In early May, Ellen Rosenblum rode to a landslide victory in the Oregon Democratic Attorney General Primary with marijuana law reform being a central plank in her platform. It looks like it has happened again, this time in the Lone Star state.
In the Democratic primary for the House seat representing El Paso, eight-term incumbent Silvestre Reyes faced an unexpected challenger in Beto O’Rourke, who formerly served on the El Paso city council. The race garnered media attention, largely focusing on O’Rourke’s support for marijuana legalization.
O’Rourke had been vocal in his critique of the drug war, telling the Huffington Post in April that, “you have 10,000 people killed in the most brutal fashion in Ciudad Juarez in the last 10 years, without a single word from the congressman about what we can do to change the dynamic and stop the bloodshed.” He also stated that, “it is clear to me that what we’re doing is a failure.”

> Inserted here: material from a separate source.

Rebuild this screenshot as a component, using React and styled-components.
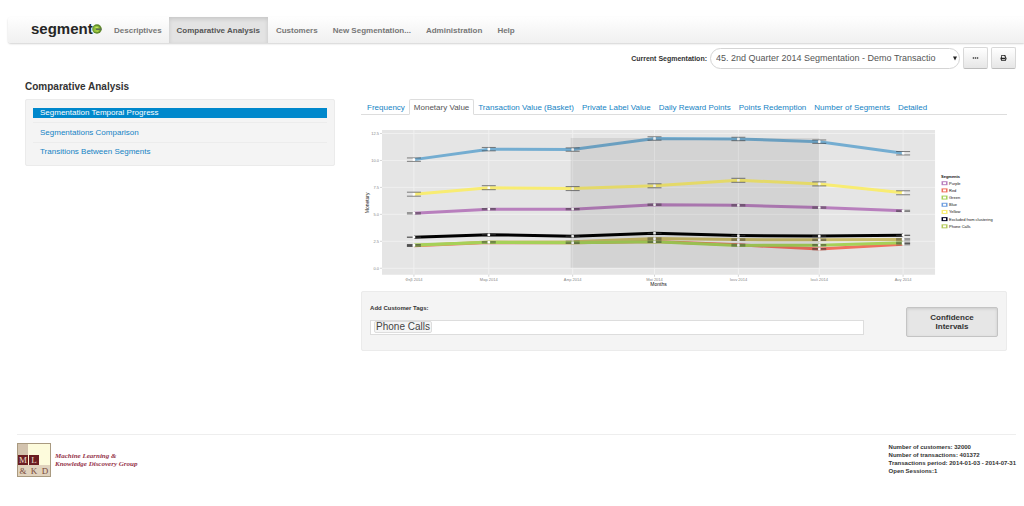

During his second term on the city council, O’Rourke championed a resolution that urged the re-examination of the drug war and went on to author a book on the subject.
Beto’s support of marijuana law reform became the focus of attacks from his opponent, Reyes, in the final days of the campaign. Reyes lambasted O’Rourke’s position as soft on crime stating that “my opponent seems to think that recreational use of marijuana is okay with him, and that’s the group he hangs around with — but it’s not for me, it’s not for my grandkids.”
Reyes feared ending prohibition would lead to widespread use around schools and children. “I don’t want to live in a community where people think that it’s okay to light up a joint and parade around elementary schools and junior highs,” he said.
Despite these attempts to turn O’Rourke’s rational support for the reform of marijuana policy into a political liability, the voters decided otherwise. Last night, O’Rourke claimed victory, with 50.4% of the vote. Silvestre Reyes, despite the advantage of holding the office for eight terms, only received 44.4%.
Let’s hope this is just another in an ongoing wave of pro-reform candidates being elected into office, replacing those who employ tired drug war rhetoric to continue the costly failure that is cannabis prohibition. The people want it. If the politicians aren’t willing to take a stand and change the policy, it is time we start changing the politicians.